There are a few things about Logan that irked me. The first of which is that it continues the X-Men films’ (based on the comics inspired by the Black leaders of the Civil Rights Movement of the ‘60s) unfortunate tradition of making people of color expendable. There’s also the film’s use of an adamantium bullet that contradicts the way it’s worked in previous films. And don’t get me started on the digital de-aging (first used by Hollywood in, of all things, X-Men 3) that’s already begun grave-robbing dead stars.

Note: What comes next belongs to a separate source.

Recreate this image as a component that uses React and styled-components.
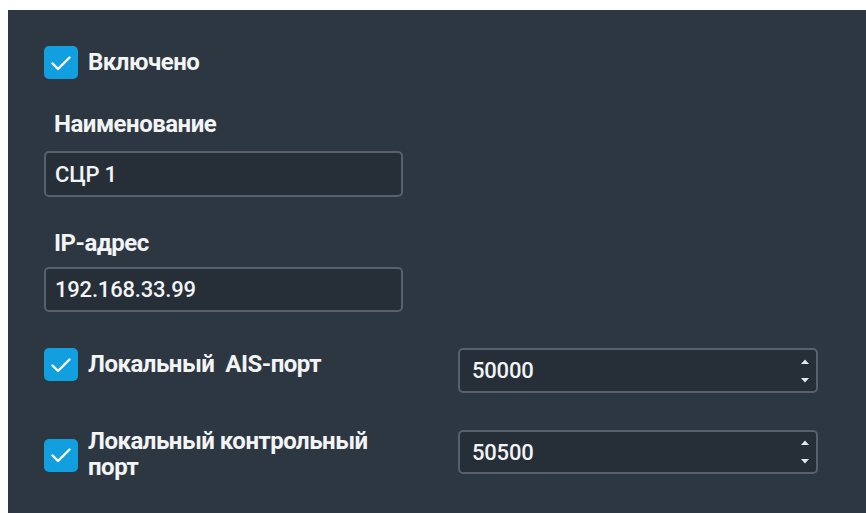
import React from "react";
import styled, { createGlobalStyle } from "styled-components";

const Global = createGlobalStyle`
  html, body { margin: 0; padding: 0; background: #ffffff; }
  body { font-family: Roboto, "Noto Sans", sans-serif; }
  * { box-sizing: border-box; }
`;

const Panel = styled.div`
  margin: 10px 0 0 8px;
  height: 503px;
  background: #2d3741;
  padding: 36px 0 0 36px;
  color: #f2f4f6;
  font-family: Roboto, "Noto Sans", sans-serif;
`;

const CheckRow = styled.label`
  display: flex;
  align-items: center;
  gap: 10px;
  font-size: 24px;
  font-weight: 700;
  letter-spacing: -0.5px;
  line-height: 26px;
`;

const CheckText = styled.span`
  margin-top: -2px;
`;

const Box = styled.span`
  flex: none;
  width: 34px;
  height: 33px;
  border-radius: 5px;
  background: #129fe0;
  display: flex;
  align-items: center;
  justify-content: center;
`;

const Field = styled.div`
  display: flex;
  flex-direction: column;
  margin-top: ${(p) => p.$top}px;
`;

const FieldLabel = styled.div`
  padding-left: 10px;
  font-size: 24px;
  font-weight: 700;
  letter-spacing: -0.5px;
  line-height: 24px;
  margin-bottom: ${(p) => p.$gap}px;
`;

const TextBox = styled.div`
  width: 359px;
  height: ${(p) => p.$h}px;
  border: 2px solid #55616c;
  border-radius: 5px;
  background: #262e37;
  display: flex;
  align-items: center;
  padding: 0 9px;
  font-size: 22px;
  font-weight: 500;
  letter-spacing: -0.2px;
`;

const PortRow = styled.div`
  display: grid;
  grid-template-columns: 414px 360px;
  align-items: start;
  margin-top: ${(p) => p.$top}px;
`;

const Spin = styled.div`
  height: ${(p) => p.$h}px;
  border: 2px solid #55616c;
  border-radius: 5px;
  background: #262e37;
  display: flex;
  align-items: center;
  justify-content: space-between;
  padding: 0 7px 0 12px;
  font-size: 22px;
  font-weight: 500;
  letter-spacing: -0.2px;
`;

const Arrows = styled.span`
  display: flex;
  flex-direction: column;
  justify-content: space-between;
  height: 24px;
`;

const Check = () => (
  <Box>
    <svg width="22" height="16" viewBox="0 0 22 16">
      <path d="M2.5 8.5 L8 14 L19.5 2.5" fill="none" stroke="#ffffff" strokeWidth="2.4" strokeLinecap="round" strokeLinejoin="round" />
    </svg>
  </Box>
);

const Arrow = ({ up }) => (
  <svg width="8" height="5" viewBox="0 0 8 5">
    <path d={up ? "M0 5 L4 0.5 L8 5 Z" : "M0 0 L4 4.5 L8 0 Z"} fill="#e6e9ec" />
  </svg>
);

const NumberBox = ({ value, h }) => (
  <Spin $h={h}>
    <span>{value}</span>
    <Arrows>
      <Arrow up />
      <Arrow />
    </Arrows>
  </Spin>
);

export default function App() {
  return (
    <>
      <Global />
      <Panel>
        <CheckRow>
          <Check />
          <CheckText>Включено</CheckText>
        </CheckRow>

        <Field $top={33}>
          <FieldLabel $gap={15}>Наименование</FieldLabel>
          <TextBox $h={46}>СЦР 1</TextBox>
        </Field>

        <Field $top={34}>
          <FieldLabel $gap={12}>IP-адрес</FieldLabel>
          <TextBox $h={45}>192.168.33.99</TextBox>
        </Field>

        <PortRow $top={36}>
          <CheckRow>
            <Check />
            <CheckText>Локальный&nbsp; AIS-порт</CheckText>
          </CheckRow>
          <NumberBox value="50000" h={45} />
        </PortRow>

        <PortRow $top={37}>
          <CheckRow>
            <Check />
            <CheckText>
              Локальный контрольный
              <br />
              порт
            </CheckText>
          </CheckRow>
          <NumberBox value="50500" h={44} />
        </PortRow>
      </Panel>
    </>
  );
}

But… other than that, it’s not bad. Oddly enough, I’d describe it as the comic book western that Jonah Hex could, nay should, have been. It takes the classic trope of the gunslinger coming back for one last job and applies it to a world where people are – well, “were” in this story – born with powers and abilities far beyond those of mortal men. I wouldn’t call it perfect (the ending leaves something to be desired), but it’s nice to see Hugh Jackman send his highest-profile character out on a good note. He only took the role because Dougray Scott got injured. Seventeen years later, you can’t imagine anyone else in that hair.
Logan GRADE: B
“Fuck Grape Ape and Magilla!
I’m a killa
Magilla Gorilla, ain’t a killa
White boys like Godzilla
But my super-nigga named King Kong
Played his ass like ping-pong.”
– Da Lench Mob, “Guerillas in Tha Mist”, Guerillas in Tha Mist (1992)
So… this is really happening, eh? We’re really doing this?
I mean, I get it: the Marvel Cinematic Universe proved how great (read: “lucrative”) it can be to have an interlocking multi-media franchise, now everyone wants a piece of that action. But whereas it makes sense to see competition from Marvel’s longtime rival DC (whose DCEU films have all sucked), it makes less sense to force that model onto other franchises. Even the Universal Monsters, debatably the grand-daddy of cinematic franchises, have failed to resurrect that brand – be it with Coppola’s Dracula and Kenneth Branagh’s Frankenstein (and their ill-conceived quasi-spin-off, Van Helsing); or the recent trainwreck that was Dracula Untold. Hell, even Marvel’s “orphan” characters – Fantastic Four and pre-2016 Spider-Man – have tried and failed to set up their own worlds (the film I review above this one speaks for itself).
Yet studios persist. After the unexpected success of 2014’s Godzilla, the folks at Legendary pictures decided to snatch up all the US rights to all of Toho’s famous radioactive beasts so’s they can bash each other in state-of-the-art CGI. They even got America’s very own big hairy hero to get in on the fun. Now, with a remake of 1962’s King Kong vs. Godzilla scheduled for 2020, cinema’s favorite ape (Clint Eastwood co-stars notwithstanding) gets a brand new origin flick to get audiences amped up. I’ll say this: it’s a better lead-in than Batman v. Superman.
This version finds his home of Skull Island located in South-East Asia. With the war in Vietnam coming to a close, Army squad pilot Packard is actually remorseful that he won’t see any more action. As such, he jumps at the opportunity to escort a team of researchers to the storm-infested island. When they arrive, they find a less-than-warm reception from the island’s inhabitants. Some of those inhabitants walk on two legs, some walk on four legs, and one rules from on high.
Let’s be honest: we all like the V.rex battle scene from Peter Jackson’s King Kong, but what else has it got going for it? Even before he pumped The Hobbit full of horse steroids, King Kong was exemplary of Jackson’s new tendency to extend classic properties beyond reason. Kong: Skull Island takes the opposite approach with varied results: it’s mercifully shorter than Jackson’s, but has nothing truly distinctive about it. The former showed how a once-iconoclastic film-maker found his head lost up his own ass; the latter is the competently-made second volume of an ongoing series that’s already been planned out through the next decade.
Let me say again that Kong: Skull Island isn’t at all bad, but I can’t remember a thing about it other than its title.